> Instructions for the task
Give a count of the lines below that have the string "styled" in them, with no other words.

****************************************

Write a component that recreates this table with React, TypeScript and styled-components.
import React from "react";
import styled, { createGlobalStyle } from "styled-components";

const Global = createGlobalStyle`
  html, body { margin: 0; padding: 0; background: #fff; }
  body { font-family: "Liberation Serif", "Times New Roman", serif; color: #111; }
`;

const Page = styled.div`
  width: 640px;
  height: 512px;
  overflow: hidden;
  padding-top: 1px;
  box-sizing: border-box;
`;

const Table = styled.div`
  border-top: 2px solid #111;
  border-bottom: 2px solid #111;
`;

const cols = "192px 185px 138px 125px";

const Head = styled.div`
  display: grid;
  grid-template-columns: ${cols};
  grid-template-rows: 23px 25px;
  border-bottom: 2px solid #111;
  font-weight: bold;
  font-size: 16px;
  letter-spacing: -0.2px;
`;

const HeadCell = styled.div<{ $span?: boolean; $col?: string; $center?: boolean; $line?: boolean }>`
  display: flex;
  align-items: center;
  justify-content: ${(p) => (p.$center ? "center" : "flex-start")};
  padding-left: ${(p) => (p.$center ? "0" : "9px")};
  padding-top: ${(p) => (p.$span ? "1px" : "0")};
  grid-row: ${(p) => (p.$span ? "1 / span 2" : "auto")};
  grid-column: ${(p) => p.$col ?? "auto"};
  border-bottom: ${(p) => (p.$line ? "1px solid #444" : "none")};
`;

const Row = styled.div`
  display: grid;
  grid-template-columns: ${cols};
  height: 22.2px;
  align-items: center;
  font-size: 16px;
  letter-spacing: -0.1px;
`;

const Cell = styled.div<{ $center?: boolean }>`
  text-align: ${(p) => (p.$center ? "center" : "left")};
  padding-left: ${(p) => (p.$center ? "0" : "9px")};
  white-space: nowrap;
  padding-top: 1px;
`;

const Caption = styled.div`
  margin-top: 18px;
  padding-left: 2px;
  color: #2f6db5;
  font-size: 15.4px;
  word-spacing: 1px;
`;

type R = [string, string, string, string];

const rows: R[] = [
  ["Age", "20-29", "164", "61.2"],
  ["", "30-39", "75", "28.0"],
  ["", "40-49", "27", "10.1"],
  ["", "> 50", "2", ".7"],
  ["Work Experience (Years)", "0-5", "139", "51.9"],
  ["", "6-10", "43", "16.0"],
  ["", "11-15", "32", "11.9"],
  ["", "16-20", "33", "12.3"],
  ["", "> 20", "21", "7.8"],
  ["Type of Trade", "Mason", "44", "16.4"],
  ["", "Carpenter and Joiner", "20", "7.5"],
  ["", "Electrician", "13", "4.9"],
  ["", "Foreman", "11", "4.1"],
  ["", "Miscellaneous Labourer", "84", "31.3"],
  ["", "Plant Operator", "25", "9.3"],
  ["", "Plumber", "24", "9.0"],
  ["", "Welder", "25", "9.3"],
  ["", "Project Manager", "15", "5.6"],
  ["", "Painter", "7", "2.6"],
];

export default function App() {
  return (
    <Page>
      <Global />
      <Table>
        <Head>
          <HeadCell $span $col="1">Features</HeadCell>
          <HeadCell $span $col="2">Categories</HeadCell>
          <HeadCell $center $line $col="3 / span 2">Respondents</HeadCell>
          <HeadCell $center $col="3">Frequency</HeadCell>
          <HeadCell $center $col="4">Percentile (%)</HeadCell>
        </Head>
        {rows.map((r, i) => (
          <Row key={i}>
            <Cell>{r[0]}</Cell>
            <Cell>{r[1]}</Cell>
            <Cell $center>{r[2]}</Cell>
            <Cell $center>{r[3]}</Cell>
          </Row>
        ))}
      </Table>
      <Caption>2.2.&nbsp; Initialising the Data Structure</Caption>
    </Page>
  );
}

****************************************

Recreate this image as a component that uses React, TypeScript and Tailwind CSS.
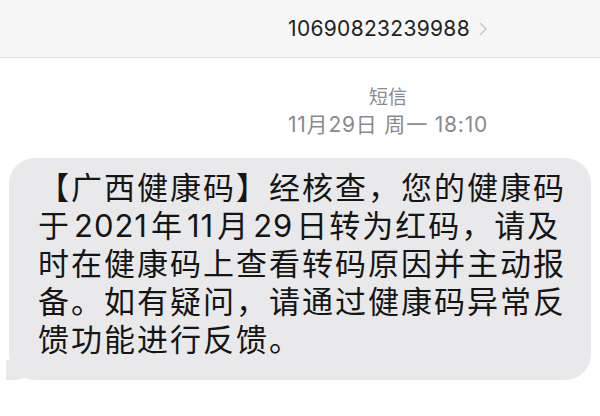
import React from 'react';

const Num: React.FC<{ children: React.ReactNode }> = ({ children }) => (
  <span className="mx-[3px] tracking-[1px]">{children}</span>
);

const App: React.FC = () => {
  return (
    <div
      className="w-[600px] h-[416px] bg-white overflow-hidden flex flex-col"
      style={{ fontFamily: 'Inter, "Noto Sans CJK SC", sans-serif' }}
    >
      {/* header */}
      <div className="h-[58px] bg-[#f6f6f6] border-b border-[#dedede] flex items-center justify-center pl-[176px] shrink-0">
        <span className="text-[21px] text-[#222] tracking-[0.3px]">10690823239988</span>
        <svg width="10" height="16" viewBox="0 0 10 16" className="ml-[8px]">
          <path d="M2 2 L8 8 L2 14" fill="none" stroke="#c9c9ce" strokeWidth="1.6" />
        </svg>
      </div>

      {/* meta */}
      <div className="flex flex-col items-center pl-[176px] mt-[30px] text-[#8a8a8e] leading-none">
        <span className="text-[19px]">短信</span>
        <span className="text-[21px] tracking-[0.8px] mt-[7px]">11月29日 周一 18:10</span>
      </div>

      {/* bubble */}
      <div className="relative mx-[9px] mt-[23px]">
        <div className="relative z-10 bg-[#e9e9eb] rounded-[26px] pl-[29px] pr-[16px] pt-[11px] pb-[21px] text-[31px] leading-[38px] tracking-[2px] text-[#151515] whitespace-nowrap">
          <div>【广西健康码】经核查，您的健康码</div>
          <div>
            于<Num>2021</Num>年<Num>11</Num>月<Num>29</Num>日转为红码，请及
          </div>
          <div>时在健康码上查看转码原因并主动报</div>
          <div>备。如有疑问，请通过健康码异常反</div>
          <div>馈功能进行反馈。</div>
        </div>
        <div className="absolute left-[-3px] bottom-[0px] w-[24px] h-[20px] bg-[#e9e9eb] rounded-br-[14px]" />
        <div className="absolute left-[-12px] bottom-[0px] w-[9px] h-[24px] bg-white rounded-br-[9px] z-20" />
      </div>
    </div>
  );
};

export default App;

****************************************

> Reply to the exercise
9